▶ Exercise instructions
Transcribe every line from the top down to the line with "const grey = 'bg-[#e9e9e9]';", both ends included, but not the pictures.

▶ Data shown
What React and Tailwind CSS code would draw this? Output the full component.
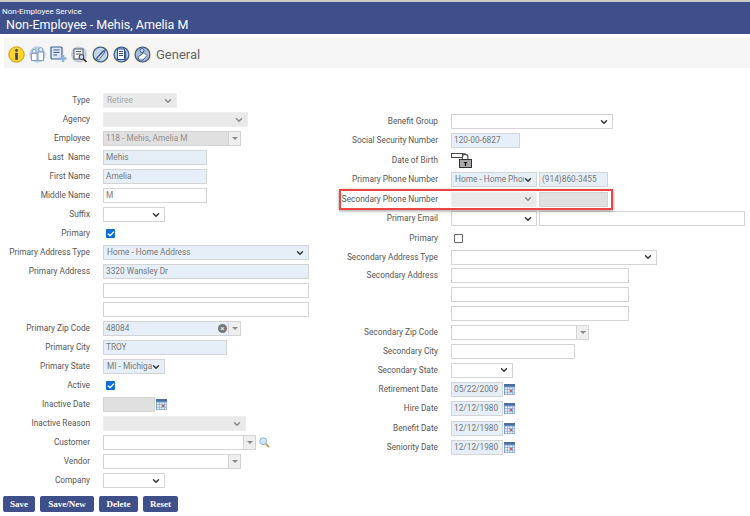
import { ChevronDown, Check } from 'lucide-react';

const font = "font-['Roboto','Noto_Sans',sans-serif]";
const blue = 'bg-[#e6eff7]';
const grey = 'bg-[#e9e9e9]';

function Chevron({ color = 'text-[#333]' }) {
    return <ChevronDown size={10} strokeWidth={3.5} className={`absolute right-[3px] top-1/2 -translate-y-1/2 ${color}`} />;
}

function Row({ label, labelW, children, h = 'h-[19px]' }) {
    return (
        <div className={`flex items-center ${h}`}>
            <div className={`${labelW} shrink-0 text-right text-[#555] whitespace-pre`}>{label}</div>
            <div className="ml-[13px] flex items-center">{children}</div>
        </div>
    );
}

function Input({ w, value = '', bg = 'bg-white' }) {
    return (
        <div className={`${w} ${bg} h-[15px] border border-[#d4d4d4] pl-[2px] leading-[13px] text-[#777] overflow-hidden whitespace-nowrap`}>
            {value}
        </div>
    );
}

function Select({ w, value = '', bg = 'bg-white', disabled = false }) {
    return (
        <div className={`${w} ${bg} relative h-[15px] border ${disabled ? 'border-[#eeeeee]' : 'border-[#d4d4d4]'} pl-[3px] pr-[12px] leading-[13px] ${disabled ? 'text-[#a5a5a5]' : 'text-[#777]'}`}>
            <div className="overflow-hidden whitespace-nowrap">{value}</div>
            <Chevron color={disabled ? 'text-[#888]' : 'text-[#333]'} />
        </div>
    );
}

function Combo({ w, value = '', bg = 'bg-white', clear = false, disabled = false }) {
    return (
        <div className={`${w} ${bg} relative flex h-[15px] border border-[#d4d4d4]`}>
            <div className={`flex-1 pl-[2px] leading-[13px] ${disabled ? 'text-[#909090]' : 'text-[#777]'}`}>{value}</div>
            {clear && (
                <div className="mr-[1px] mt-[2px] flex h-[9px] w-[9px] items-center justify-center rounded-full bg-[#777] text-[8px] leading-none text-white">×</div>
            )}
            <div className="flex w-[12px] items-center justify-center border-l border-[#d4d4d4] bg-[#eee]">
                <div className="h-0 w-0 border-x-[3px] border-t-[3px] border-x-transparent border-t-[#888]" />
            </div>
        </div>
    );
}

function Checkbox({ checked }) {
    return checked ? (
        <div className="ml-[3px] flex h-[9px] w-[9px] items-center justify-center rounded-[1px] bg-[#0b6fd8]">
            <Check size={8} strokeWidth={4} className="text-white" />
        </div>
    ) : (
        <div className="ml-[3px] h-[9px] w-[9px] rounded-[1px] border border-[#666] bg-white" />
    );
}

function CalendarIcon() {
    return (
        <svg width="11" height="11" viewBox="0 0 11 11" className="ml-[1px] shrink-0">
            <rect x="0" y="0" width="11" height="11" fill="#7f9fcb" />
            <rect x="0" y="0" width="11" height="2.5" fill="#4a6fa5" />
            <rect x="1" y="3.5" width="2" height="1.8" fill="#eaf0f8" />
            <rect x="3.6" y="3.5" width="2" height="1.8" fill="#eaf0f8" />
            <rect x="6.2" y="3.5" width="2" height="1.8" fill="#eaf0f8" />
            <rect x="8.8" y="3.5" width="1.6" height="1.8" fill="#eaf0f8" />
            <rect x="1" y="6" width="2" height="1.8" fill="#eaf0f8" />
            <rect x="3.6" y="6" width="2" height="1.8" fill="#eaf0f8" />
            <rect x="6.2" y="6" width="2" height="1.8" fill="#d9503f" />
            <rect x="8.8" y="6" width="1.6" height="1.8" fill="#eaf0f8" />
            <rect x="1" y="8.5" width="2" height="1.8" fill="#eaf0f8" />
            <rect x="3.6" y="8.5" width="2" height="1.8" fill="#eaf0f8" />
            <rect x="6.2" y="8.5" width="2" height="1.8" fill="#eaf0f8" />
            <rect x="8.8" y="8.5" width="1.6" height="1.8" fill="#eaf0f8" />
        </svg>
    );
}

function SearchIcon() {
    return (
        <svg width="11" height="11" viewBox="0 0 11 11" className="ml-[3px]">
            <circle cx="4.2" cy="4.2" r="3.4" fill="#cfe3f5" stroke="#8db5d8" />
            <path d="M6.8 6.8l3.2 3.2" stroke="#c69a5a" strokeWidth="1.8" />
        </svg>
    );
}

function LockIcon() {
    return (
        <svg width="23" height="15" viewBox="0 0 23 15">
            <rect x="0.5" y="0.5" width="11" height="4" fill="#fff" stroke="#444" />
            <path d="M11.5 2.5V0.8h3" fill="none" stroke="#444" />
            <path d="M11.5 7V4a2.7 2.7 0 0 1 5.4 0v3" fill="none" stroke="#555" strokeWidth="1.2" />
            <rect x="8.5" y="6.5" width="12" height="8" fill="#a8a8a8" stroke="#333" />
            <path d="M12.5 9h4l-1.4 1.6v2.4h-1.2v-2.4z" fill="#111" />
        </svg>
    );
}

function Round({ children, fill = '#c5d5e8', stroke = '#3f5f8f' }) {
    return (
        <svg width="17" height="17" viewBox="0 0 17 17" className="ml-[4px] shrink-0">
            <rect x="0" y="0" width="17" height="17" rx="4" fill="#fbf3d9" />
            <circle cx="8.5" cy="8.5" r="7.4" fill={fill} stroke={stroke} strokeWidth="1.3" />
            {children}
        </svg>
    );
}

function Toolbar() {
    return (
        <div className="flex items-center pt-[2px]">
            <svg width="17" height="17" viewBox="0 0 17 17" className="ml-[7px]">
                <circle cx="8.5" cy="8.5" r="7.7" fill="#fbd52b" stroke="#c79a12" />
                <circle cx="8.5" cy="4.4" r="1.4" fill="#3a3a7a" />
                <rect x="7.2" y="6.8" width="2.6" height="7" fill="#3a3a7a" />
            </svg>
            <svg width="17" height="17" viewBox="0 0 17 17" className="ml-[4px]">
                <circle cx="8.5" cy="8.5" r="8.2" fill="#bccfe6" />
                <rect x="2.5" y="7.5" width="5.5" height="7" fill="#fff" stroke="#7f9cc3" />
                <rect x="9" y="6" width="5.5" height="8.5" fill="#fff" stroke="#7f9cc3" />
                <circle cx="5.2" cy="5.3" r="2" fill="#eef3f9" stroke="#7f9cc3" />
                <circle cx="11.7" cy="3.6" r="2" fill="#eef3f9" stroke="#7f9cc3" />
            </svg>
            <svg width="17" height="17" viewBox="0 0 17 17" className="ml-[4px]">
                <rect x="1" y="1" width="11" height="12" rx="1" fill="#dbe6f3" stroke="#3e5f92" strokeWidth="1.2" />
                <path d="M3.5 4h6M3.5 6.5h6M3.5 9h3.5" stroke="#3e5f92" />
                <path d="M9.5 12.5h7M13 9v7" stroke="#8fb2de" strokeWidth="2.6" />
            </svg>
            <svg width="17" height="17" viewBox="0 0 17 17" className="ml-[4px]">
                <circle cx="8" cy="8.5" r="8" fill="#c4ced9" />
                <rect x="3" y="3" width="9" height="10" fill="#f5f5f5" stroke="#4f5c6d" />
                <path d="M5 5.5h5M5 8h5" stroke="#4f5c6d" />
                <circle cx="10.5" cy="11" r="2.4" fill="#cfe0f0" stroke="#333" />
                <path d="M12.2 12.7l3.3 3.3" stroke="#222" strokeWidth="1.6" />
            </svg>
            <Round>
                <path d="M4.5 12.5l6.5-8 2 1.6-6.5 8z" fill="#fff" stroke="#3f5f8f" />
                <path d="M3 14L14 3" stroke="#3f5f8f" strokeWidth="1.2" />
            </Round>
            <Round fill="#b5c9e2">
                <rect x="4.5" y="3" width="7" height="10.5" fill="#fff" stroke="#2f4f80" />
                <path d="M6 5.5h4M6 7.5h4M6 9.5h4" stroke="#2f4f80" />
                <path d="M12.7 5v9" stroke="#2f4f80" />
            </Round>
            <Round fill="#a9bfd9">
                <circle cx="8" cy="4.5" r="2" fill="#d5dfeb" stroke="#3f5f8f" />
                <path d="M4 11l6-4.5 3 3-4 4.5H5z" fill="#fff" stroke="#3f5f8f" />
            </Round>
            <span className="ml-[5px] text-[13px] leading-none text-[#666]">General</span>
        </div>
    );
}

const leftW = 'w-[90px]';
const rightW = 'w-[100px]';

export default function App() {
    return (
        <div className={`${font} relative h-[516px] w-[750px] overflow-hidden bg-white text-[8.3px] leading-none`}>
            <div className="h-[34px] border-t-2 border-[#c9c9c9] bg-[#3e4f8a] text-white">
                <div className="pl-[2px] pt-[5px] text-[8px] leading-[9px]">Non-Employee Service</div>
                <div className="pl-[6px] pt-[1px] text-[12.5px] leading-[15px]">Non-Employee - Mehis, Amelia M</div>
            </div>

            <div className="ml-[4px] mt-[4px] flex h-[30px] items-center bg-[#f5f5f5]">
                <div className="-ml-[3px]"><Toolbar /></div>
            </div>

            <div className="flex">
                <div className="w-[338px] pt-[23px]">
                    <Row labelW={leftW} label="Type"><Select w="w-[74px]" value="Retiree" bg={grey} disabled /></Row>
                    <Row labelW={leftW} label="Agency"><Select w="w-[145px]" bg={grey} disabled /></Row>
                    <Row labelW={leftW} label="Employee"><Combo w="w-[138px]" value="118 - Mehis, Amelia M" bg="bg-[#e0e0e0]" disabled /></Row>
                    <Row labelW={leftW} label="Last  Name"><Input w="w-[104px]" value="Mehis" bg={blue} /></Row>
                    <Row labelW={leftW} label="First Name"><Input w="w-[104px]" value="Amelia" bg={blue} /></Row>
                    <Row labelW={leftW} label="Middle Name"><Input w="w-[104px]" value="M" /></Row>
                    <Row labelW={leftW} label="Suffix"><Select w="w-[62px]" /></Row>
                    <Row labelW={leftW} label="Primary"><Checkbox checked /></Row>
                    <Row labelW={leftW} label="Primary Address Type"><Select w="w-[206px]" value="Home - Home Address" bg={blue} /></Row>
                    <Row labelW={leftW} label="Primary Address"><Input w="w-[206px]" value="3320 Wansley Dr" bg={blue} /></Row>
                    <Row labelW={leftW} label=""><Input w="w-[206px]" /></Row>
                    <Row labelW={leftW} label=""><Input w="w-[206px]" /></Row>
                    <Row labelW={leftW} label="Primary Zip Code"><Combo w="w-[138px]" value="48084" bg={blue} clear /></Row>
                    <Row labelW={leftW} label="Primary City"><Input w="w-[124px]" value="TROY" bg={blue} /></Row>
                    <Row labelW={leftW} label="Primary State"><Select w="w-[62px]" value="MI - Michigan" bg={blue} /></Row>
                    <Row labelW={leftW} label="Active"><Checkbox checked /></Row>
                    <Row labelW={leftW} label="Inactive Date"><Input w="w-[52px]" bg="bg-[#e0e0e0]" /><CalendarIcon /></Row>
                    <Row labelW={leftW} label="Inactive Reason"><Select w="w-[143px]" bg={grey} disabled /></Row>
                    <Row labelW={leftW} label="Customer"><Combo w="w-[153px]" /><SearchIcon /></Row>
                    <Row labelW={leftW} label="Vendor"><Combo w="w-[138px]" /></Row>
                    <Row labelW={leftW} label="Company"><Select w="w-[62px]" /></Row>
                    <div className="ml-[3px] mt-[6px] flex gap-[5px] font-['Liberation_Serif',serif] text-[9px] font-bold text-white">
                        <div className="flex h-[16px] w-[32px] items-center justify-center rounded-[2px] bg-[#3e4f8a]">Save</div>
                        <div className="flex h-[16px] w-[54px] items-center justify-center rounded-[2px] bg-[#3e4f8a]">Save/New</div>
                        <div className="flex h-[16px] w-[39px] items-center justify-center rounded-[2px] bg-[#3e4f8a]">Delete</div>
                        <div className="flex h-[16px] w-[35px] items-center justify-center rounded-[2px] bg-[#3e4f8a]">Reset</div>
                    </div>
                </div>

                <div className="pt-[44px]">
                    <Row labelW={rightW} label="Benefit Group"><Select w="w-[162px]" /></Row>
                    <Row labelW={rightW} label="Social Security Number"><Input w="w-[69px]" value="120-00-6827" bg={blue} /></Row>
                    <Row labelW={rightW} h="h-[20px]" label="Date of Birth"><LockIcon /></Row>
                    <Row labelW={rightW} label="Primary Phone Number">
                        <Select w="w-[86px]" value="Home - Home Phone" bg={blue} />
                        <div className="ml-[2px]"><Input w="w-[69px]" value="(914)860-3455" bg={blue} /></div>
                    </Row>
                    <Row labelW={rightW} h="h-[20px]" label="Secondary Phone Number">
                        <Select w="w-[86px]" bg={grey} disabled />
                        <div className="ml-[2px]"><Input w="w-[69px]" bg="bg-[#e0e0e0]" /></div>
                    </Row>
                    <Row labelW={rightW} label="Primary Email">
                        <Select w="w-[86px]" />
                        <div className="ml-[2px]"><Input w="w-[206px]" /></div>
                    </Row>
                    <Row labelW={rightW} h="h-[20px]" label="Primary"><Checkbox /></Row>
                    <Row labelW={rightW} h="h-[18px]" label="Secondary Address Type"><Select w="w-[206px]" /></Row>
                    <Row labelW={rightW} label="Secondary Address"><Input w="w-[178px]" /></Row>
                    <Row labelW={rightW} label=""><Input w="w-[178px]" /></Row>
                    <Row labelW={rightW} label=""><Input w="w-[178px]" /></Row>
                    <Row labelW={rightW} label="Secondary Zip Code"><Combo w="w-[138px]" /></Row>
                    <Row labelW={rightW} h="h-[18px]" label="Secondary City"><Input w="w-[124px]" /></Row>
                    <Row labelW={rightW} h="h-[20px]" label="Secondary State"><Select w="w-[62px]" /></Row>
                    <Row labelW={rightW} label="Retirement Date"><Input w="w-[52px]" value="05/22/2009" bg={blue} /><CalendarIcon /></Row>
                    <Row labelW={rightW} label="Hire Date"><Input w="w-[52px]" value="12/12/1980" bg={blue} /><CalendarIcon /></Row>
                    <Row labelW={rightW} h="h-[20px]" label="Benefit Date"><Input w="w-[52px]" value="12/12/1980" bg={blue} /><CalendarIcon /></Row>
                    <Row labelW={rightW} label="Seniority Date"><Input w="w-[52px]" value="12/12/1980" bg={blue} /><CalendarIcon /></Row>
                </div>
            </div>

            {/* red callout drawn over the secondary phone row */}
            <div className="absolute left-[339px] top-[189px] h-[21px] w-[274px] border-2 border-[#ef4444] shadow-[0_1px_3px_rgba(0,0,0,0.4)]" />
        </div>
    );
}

▶ Exercise answer
What React and Tailwind CSS code would draw this? Output the full component.
import { ChevronDown, Check } from 'lucide-react';

const font = "font-['Roboto','Noto_Sans',sans-serif]";
const blue = 'bg-[#e6eff7]';
const grey = 'bg-[#e9e9e9]';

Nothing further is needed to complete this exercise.